Practice Quiz: Data Preparation

Which of the following is the recommended first step when starting a machine learning project in Databricks? a) Feature engineering b) Model selection c) Exploratory data analysis d) Hyperparameter tuning
Which function is most appropriate for getting a quick overview of summary statistics for all numeric columns in a DataFrame? a) df.describe() b) df.summary() c) dbutils.data.summarize(df) d) df.stats()
When using the Imputer in Spark ML, which of these is NOT a valid strategy? a) “mean” b) “median” c) “mode” d) “zero”
What is the primary risk of using df.na.drop() without parameters? a) It could drop all columns with any null values b) It could drop all rows with any null values c) It could drop the wrong column types d) It only works on numeric columns
Which method would be most appropriate for handling outliers in a variable that follows a skewed distribution? a) Z-score method b) Log transformation before outlier detection c) Remove all values above the 95th percentile d) Simple capping at fixed values

Answers to Practice Quiz: Data Preparation

c) Exploratory data analysis
c) dbutils.data.summarize(df)
d) “zero”
b) It could drop all rows with any null values
b) Log transformation before outlier detection

5. Feature Transformation Techniques

Scaling and Normalization

Many ML algorithms are sensitive to the scale of numeric features.
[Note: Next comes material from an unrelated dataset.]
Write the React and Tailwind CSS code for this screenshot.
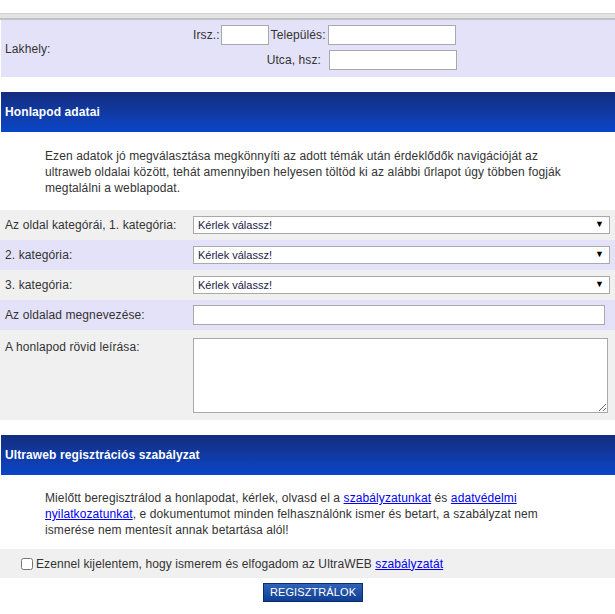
export default function App() {
    const rows = [
        { label: "Az oldal kategórái, 1. kategória:", bg: "bg-[#f0f0f0]" },
        { label: "2. kategória:", bg: "bg-[#e4e2f8]" },
        { label: "3. kategória:", bg: "bg-[#f0f0f0]" },
    ];
    return (
        <div className="w-[615px] h-[614px] overflow-hidden bg-white font-['Liberation_Sans',Arial,sans-serif] text-[12px] tracking-[0.1px] text-[#333]">
            {/* top rule */}
            <div className="h-[13px]" />
            <div className="h-[7px] border-t border-[#d2d2d2] bg-[#e2e2e2] border-b-2 border-b-[#c2c2c2]" />

            {/* Lakhely */}
            <div className="ml-[1px] h-[57px] bg-[#e4e2f8] flex items-center">
                <div className="w-[192px] pl-[4px]">Lakhely:</div>
                <div className="flex flex-col gap-[5px] mt-[-2px]">
                    <div className="flex items-center">
                        <span>Irsz.:</span>
                        <input className="ml-[1px] w-[48px] h-[20px] bg-white border border-[#a9a9a9] outline-none" />
                        <span className="ml-[2px]">Település:</span>
                        <input className="ml-[2px] w-[128px] h-[20px] bg-white border border-[#a9a9a9] outline-none" />
                    </div>
                    <div className="flex items-center">
                        <span className="w-[136px] text-right pr-[8px]">Utca, hsz:</span>
                        <input className="w-[128px] h-[20px] bg-white border border-[#a9a9a9] outline-none" />
                    </div>
                </div>
            </div>

            {/* Honlapod adatai */}
            <div className="mt-[15px] ml-[1px] h-[40px] bg-gradient-to-b from-[#132d7e] to-[#0846c9] flex items-center pl-[4px] text-white font-bold">
                Honlapod adatai
            </div>
            <div className="h-[78px] pt-[16px] pl-[45px] leading-[16px]">
                Ezen adatok jó megválasztása megkönnyíti az adott témák után érdeklődők navigációját az<br />
                ultraweb oldalai között, tehát amennyiben helyesen töltöd ki az alábbi űrlapot úgy többen fogják<br />
                megtalálni a weblapodat.
            </div>

            {rows.map((r) => (
                <div key={r.label} className={`h-[30px] flex items-center ${r.bg}`}>
                    <div className="w-[193px] pl-[5px]">{r.label}</div>
                    <div className="relative w-[417px] h-[18px]">
                        <select className="appearance-none w-full h-full bg-white border border-[#a9a9a9] pl-[4px] text-[11px] tracking-normal text-[#221a44] outline-none rounded-none">
                            <option>Kérlek válassz!</option>
                        </select>
                        <span className="absolute right-[6px] top-[2px] text-[9px] text-black pointer-events-none">▼</span>
                    </div>
                </div>
            ))}

            <div className="h-[30px] flex items-center bg-[#e4e2f8]">
                <div className="w-[193px] pl-[5px]">Az oldalad megnevezése:</div>
                <input className="w-[412px] h-[20px] bg-white border border-[#a9a9a9] outline-none" />
            </div>

            <div className="h-[90px] flex items-start bg-[#f0f0f0]">
                <div className="w-[193px] pl-[5px] pt-[8px]">A honlapod rövid leírása:</div>
                <textarea className="mt-[8px] w-[415px] h-[75px] bg-white border border-[#a9a9a9] outline-none" />
            </div>

            {/* Szabályzat */}
            <div className="mt-[15px] ml-[1px] h-[40px] bg-gradient-to-b from-[#132d7e] to-[#0846c9] flex items-center pl-[4px] text-white font-bold">
                Ultraweb regisztrációs szabályzat
            </div>
            <div className="h-[74px] pt-[15px] pl-[45px] leading-[16px]">
                Mielőtt beregisztrálod a honlapodat, kérlek, olvasd el a <a href="#" className="text-[#0000ee] underline">szabályzatunkat</a> és <a href="#" className="text-[#0000ee] underline">adatvédelmi</a><br />
                <a href="#" className="text-[#0000ee] underline">nyilatkozatunkat</a>, e dokumentumot minden felhasználónk ismer és betart, a szabályzat nem<br />
                ismerése nem mentesít annak betartása alól!
            </div>

            <div className="h-[29px] bg-[#f0f0f0] flex items-center pl-[21px]">
                <input type="checkbox" className="w-[12px] h-[12px] m-0 mr-[3px]" />
                <span>Ezennel kijelentem, hogy ismerem és elfogadom az UltraWEB <a href="#" className="text-[#0000ee] underline">szabályzatát</a></span>
            </div>

            <div className="flex pt-[5px] pl-[263px]">
                <button className="w-[100px] h-[19px] bg-gradient-to-b from-[#2f62b8] to-[#0f3f94] border border-[#0b2d6e] text-white text-[11px] leading-none">
                    REGISZTRÁLOK
                </button>
            </div>
        </div>
    );
}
Scaling ensures all features contribute equally to model training.

Techniques using Spark ML:

from pyspark.ml.feature import StandardScaler, MinMaxScaler, MaxAbsScaler
from pyspark.ml.feature import VectorAssembler

# Prepare vector of features to scale
numeric_cols = ["age", "income", "spending", "tenure"]
assembler = VectorAssembler(inputCols=numeric_cols, outputCol="features_vector")
df_vector = assembler.transform(df)

# StandardScaler: (value - mean) / stddev
scaler = StandardScaler(
    inputCol="features_vector", 
    outputCol="scaled_features",
    withMean=True,
    withStd=True
)
scaler_model = scaler.fit(df_vector)
df_scaled = scaler_model.transform(df_vector)

# MinMaxScaler: (value - min) / (max - min)
min_max_scaler = MinMaxScaler(
    inputCol="features_vector", 
    outputCol="scaled_features"
)
min_max_model = min_max_scaler.fit(df_vector)
df_min_max = min_max_model.transform(df_vector)

# MaxAbsScaler: value / max(abs(value))
max_abs_scaler = MaxAbsScaler(
    inputCol="features_vector", 
    outputCol="scaled_features"
)
max_abs_model = max_abs_scaler.fit(df_vector)
df_max_abs = max_abs_model.transform(df_vector)

When to Use Each Scaling Method:

StandardScaler: When features have a Gaussian distribution and you want outliers to have less influence
MinMaxScaler: When you need values in a specific range (0-1) and distribution shape is not Gaussian
MaxAbsScaler: When you want to preserve zero values and handle sparse data

Encoding Categorical Features

One-Hot Encoding:

from pyspark.ml.feature import StringIndexer, OneHotEncoder

# Step 1: Convert strings to indices
indexer = StringIndexer(
    inputCol="category", 
    outputCol="category_index",
    handleInvalid="keep"  # Options: "error", "skip", "keep"
)
df_indexed = indexer.fit(df).transform(df)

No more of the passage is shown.